There comes a time when you have to try and get the best from your wheels. Now is the moment for our Chevy.
I am going to modify it. However I do not want to turn it into a Hot Rod, rather I want to turn it into a Custom Cool Car. While we have been away on a couple occasions the van has started to overheat. Now if we plan to take it to the Rockies, where the hills are steep and long and the weather is often hot then we do not want to spend a lot of tme at the roadside admiring the scenary while the van’s engine cools down. So I have been spending some time researching the best way to uprate the cooling system to cope with the extra load put on it by the weight of the trailer. Back in February someone recommended a guy in Palatka as being good with radiators (not difficult you would think). However, in the intervening months I have found out from GM that there is no way to upgrade the sytem without going to specialist (and expensive) parts. Waldo is only a bout 38,9 miles from Palatka, so I called the guy and he said to bring it over and he would look at it. His advice was to remove the radiator, physically check it was OK and then work from there.

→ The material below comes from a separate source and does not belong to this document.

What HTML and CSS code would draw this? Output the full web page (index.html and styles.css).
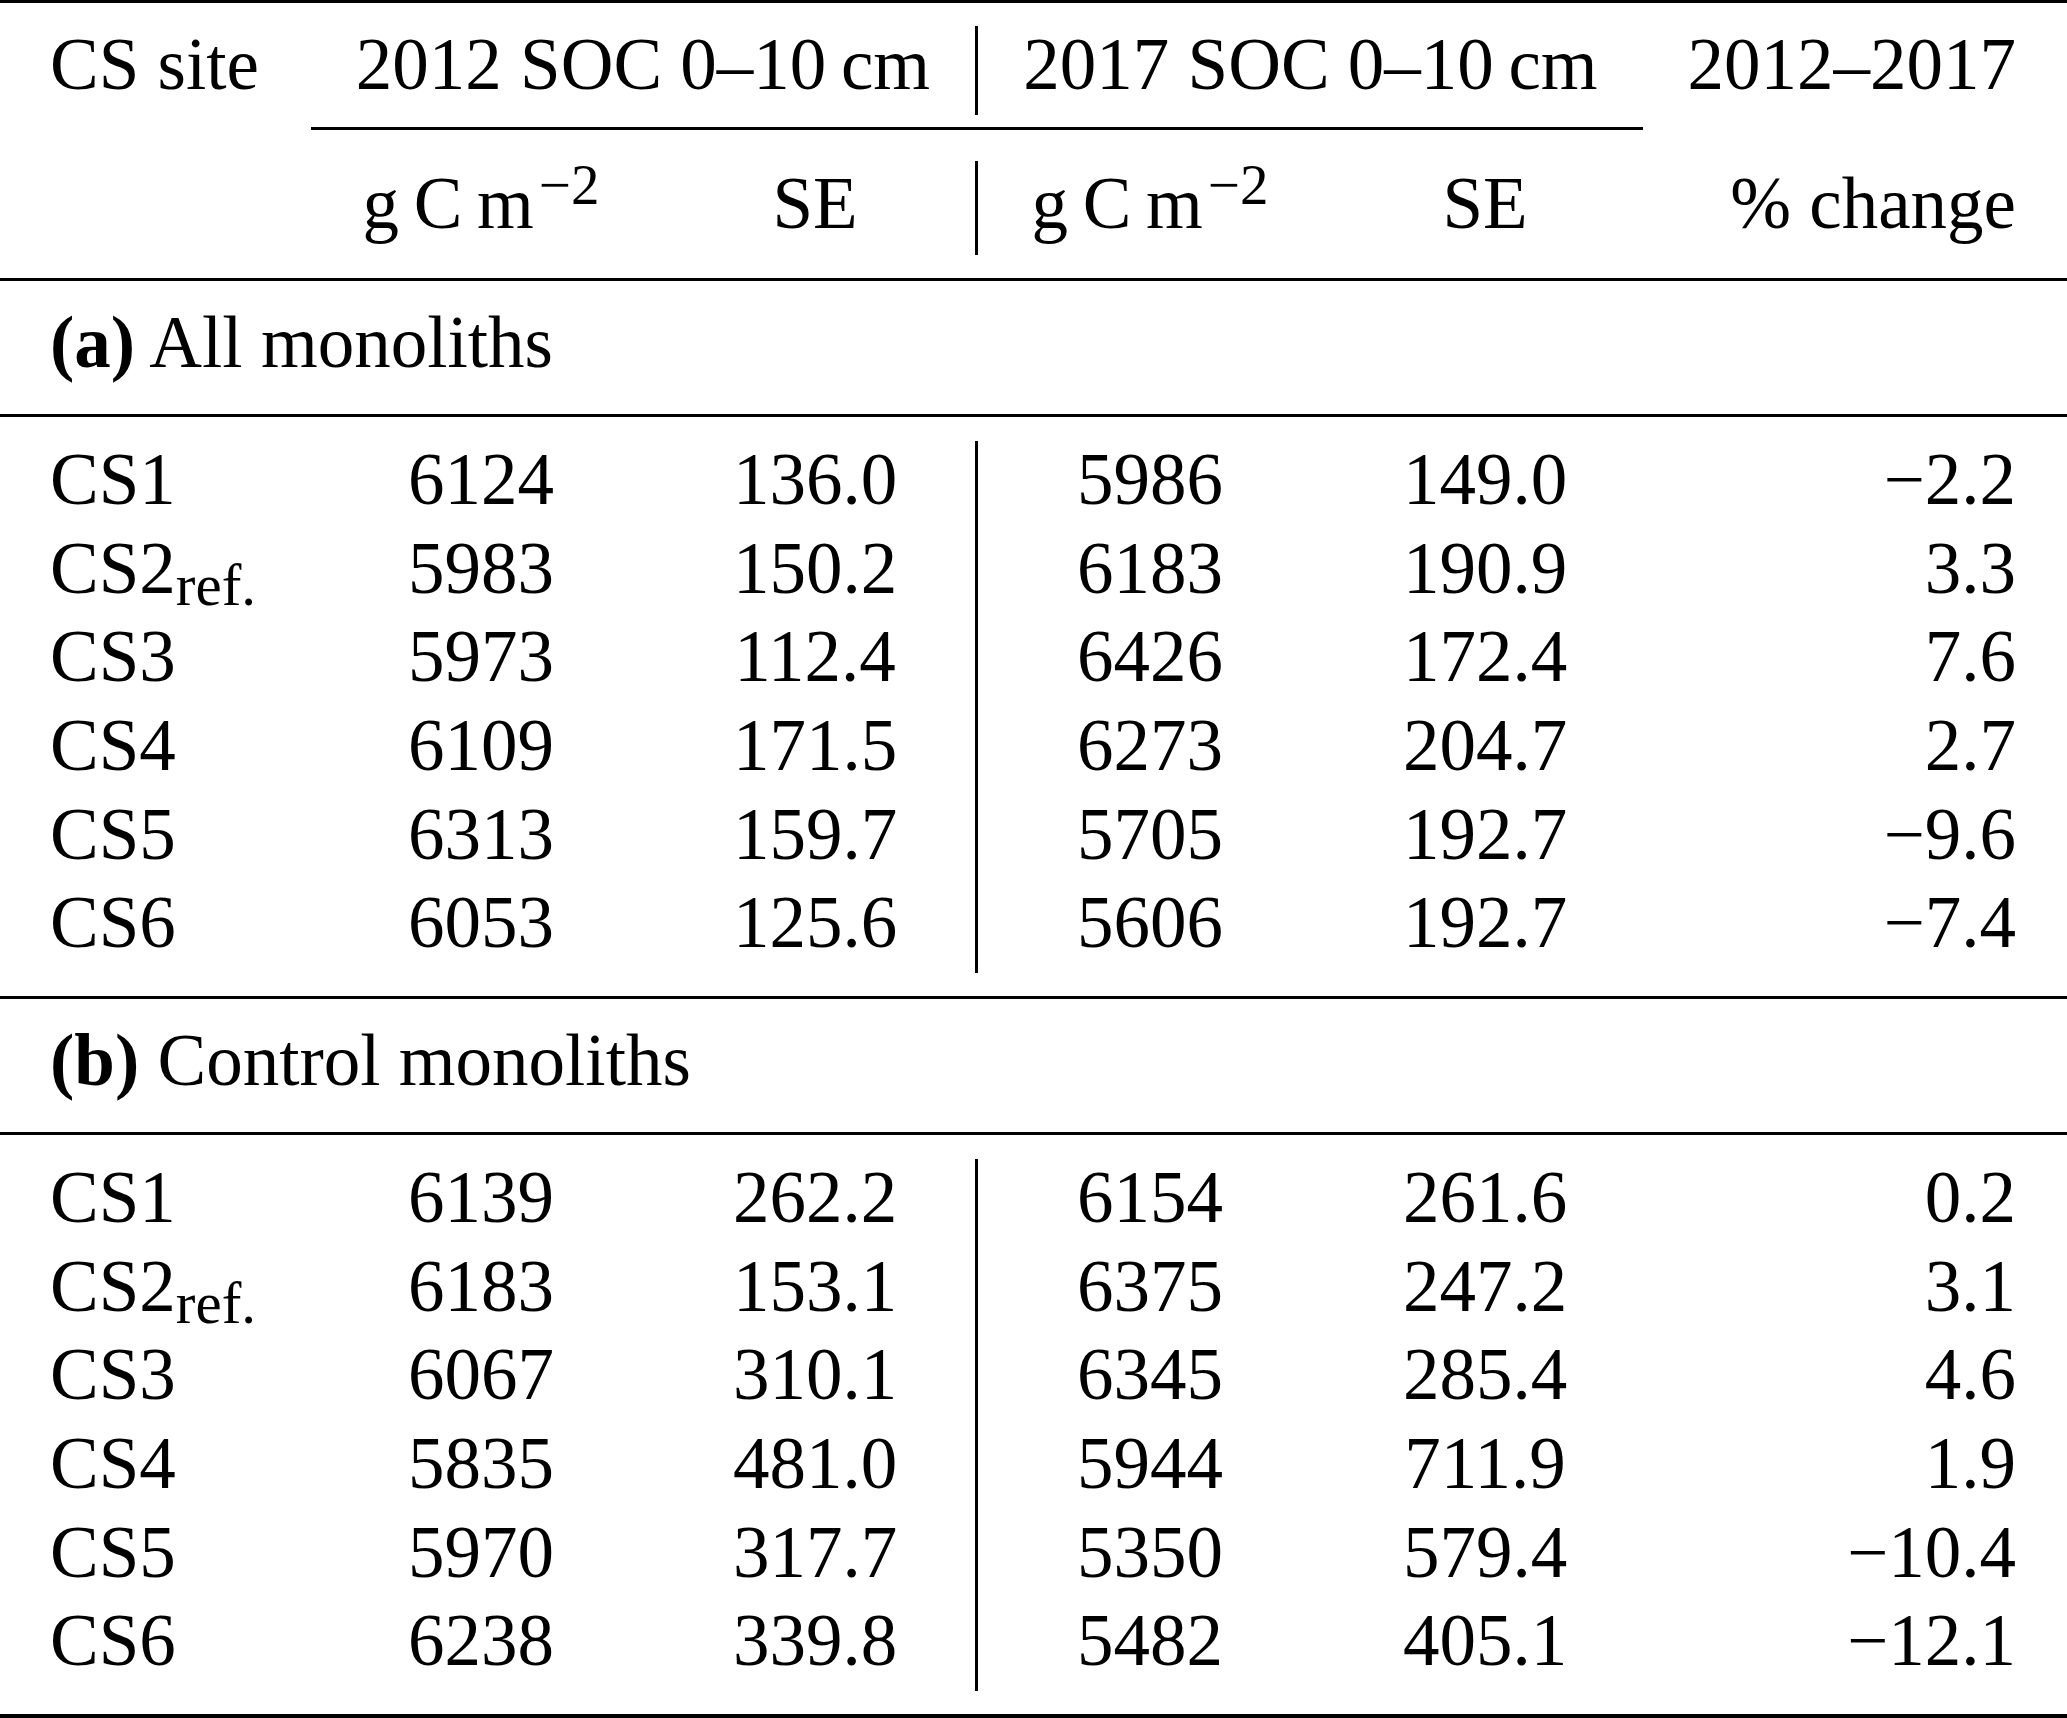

So at 8.00 of Friday I took the van back over. He let the engine cool and then removed the radiator, it was only a thin one called a ‘single core’. He decided that he could find a fatter radiator core and rebuild the radiator, using my original radiator end pieces (which have the hose connections and fixings that hold it on to the body). He eventually found that a super heavy duty upgrade radiator for a 1994 Chevy Pick Up would fit. He managed to order it, have it delivered, dismantle both radiators, rebuild and re-fit to the car and have me on my way back to the trailer by 1.30. I thought that was pretty impressive. Of course the proof will be when we are on the long, lonely, hot, hill-climbs of the Rockies next year. I just hope that I can remain impressed.

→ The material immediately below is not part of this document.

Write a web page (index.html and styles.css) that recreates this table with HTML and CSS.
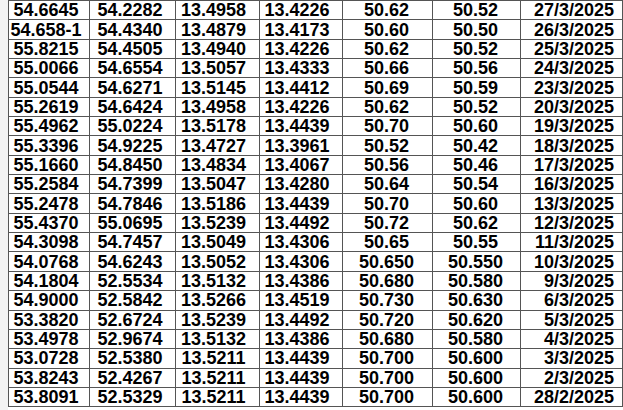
FILE: index.html
```html
<!DOCTYPE html>
<html>
<head>
<meta charset="utf-8">
<link rel="stylesheet" href="styles.css">
</head>
<body>
<div class="sheet">
<div class="row"><div class="c1">54.6645</div><div class="c2">54.2282</div><div class="c3">13.4958</div><div class="c4">13.4226</div><div class="c5">50.62</div><div class="c6">50.52</div><div class="c7">27/3/2025</div></div>
<div class="row"><div class="c1">54.658-1</div><div class="c2">54.4340</div><div class="c3">13.4879</div><div class="c4">13.4173</div><div class="c5">50.60</div><div class="c6">50.50</div><div class="c7">26/3/2025</div></div>
<div class="row"><div class="c1">55.8215</div><div class="c2">54.4505</div><div class="c3">13.4940</div><div class="c4">13.4226</div><div class="c5">50.62</div><div class="c6">50.52</div><div class="c7">25/3/2025</div></div>
<div class="row"><div class="c1">55.0066</div><div class="c2">54.6554</div><div class="c3">13.5057</div><div class="c4">13.4333</div><div class="c5">50.66</div><div class="c6">50.56</div><div class="c7">24/3/2025</div></div>
<div class="row"><div class="c1">55.0544</div><div class="c2">54.6271</div><div class="c3">13.5145</div><div class="c4">13.4412</div><div class="c5">50.69</div><div class="c6">50.59</div><div class="c7">23/3/2025</div></div>
<div class="row"><div class="c1">55.2619</div><div class="c2">54.6424</div><div class="c3">13.4958</div><div class="c4">13.4226</div><div class="c5">50.62</div><div class="c6">50.52</div><div class="c7">20/3/2025</div></div>
<div class="row"><div class="c1">55.4962</div><div class="c2">55.0224</div><div class="c3">13.5178</div><div class="c4">13.4439</div><div class="c5">50.70</div><div class="c6">50.60</div><div class="c7">19/3/2025</div></div>
<div class="row"><div class="c1">55.3396</div><div class="c2">54.9225</div><div class="c3">13.4727</div><div class="c4">13.3961</div><div class="c5">50.52</div><div class="c6">50.42</div><div class="c7">18/3/2025</div></div>
<div class="row"><div class="c1">55.1660</div><div class="c2">54.8450</div><div class="c3">13.4834</div><div class="c4">13.4067</div><div class="c5">50.56</div><div class="c6">50.46</div><div class="c7">17/3/2025</div></div>
<div class="row"><div class="c1">55.2584</div><div class="c2">54.7399</div><div class="c3">13.5047</div><div class="c4">13.4280</div><div class="c5">50.64</div><div class="c6">50.54</div><div class="c7">16/3/2025</div></div>
<div class="row"><div class="c1">55.2478</div><div class="c2">54.7846</div><div class="c3">13.5186</div><div class="c4">13.4439</div><div class="c5">50.70</div><div class="c6">50.60</div><div class="c7">13/3/2025</div></div>
<div class="row"><div class="c1">55.4370</div><div class="c2">55.0695</div><div class="c3">13.5239</div><div class="c4">13.4492</div><div class="c5">50.72</div><div class="c6">50.62</div><div class="c7">12/3/2025</div></div>
<div class="row"><div class="c1">54.3098</div><div class="c2">54.7457</div><div class="c3">13.5049</div><div class="c4">13.4306</div><div class="c5">50.65</div><div class="c6">50.55</div><div class="c7">11/3/2025</div></div>
<div class="row"><div class="c1">54.0768</div><div class="c2">54.6243</div><div class="c3">13.5052</div><div class="c4">13.4306</div><div class="c5">50.650</div><div class="c6">50.550</div><div class="c7">10/3/2025</div></div>
<div class="row"><div class="c1">54.1804</div><div class="c2">52.5534</div><div class="c3">13.5132</div><div class="c4">13.4386</div><div class="c5">50.680</div><div class="c6">50.580</div><div class="c7">9/3/2025</div></div>
<div class="row"><div class="c1">54.9000</div><div class="c2">52.5842</div><div class="c3">13.5266</div><div class="c4">13.4519</div><div class="c5">50.730</div><div class="c6">50.630</div><div class="c7">6/3/2025</div></div>
<div class="row"><div class="c1">53.3820</div><div class="c2">52.6724</div><div class="c3">13.5239</div><div class="c4">13.4492</div><div class="c5">50.720</div><div class="c6">50.620</div><div class="c7">5/3/2025</div></div>
<div class="row"><div class="c1">53.4978</div><div class="c2">52.9674</div><div class="c3">13.5132</div><div class="c4">13.4386</div><div class="c5">50.680</div><div class="c6">50.580</div><div class="c7">4/3/2025</div></div>
<div class="row"><div class="c1">53.0728</div><div class="c2">52.5380</div><div class="c3">13.5211</div><div class="c4">13.4439</div><div class="c5">50.700</div><div class="c6">50.600</div><div class="c7">3/3/2025</div></div>
<div class="row"><div class="c1">53.8243</div><div class="c2">52.4267</div><div class="c3">13.5211</div><div class="c4">13.4439</div><div class="c5">50.700</div><div class="c6">50.600</div><div class="c7">2/3/2025</div></div>
<div class="row"><div class="c1">53.8091</div><div class="c2">52.5329</div><div class="c3">13.5211</div><div class="c4">13.4439</div><div class="c5">50.700</div><div class="c6">50.600</div><div class="c7">28/2/2025</div></div>
</div>
</body>
</html>
```
FILE: styles.css
```css
html, body {
  margin: 0;
  padding: 0;
  background: #ffffff;
}
body {
  padding-left: 8px;
  background: linear-gradient(to right, #f3f3f3 0, #f3f3f3 8px, #ffffff 8px);
  height: 410px;
  overflow: hidden;
}
.sheet {
  display: grid;
  grid-template-columns: 80px 85px 83px 82px 89px 87px 101px;
  grid-template-rows: repeat(21, 18.35px);
  gap: 1px;
  padding: 1px;
  width: max-content;
  background: #555555;
  font-family: "Liberation Sans", Arial, sans-serif;
  font-weight: bold;
  font-size: 18px;
  color: #000000;
}
.row {
  display: contents;
}
.row > div {
  background: #ffffff;
  display: flex;
  align-items: center;
  justify-content: center;
  line-height: 18px;
  white-space: nowrap;
  overflow: hidden;
}
.c1 { padding-right: 6px; }
.c2 { padding-right: 5px; }
.c3 { padding-right: 8px; }
.c4 { padding-right: 8px; }
.c5 { padding-right: 2px; }
.c6 { padding-right: 2px; }
.row > .c7 {
  justify-content: flex-end;
  padding-right: 8px;
}
```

The waiting time for the job gave me a chance to go and have a further look at Palatka, which we have passed through a couple of times and visited the ‘Famous Ravine Garden’. Previously documented,it is a bit like Saltburn back in England, though it is not by the sea. I found the historic district and the St Johns River. The most impressive architecture seemed to be a nice railway station. Which looked like it was once the centre of the booming tourist industry in the 20’s and 30’s.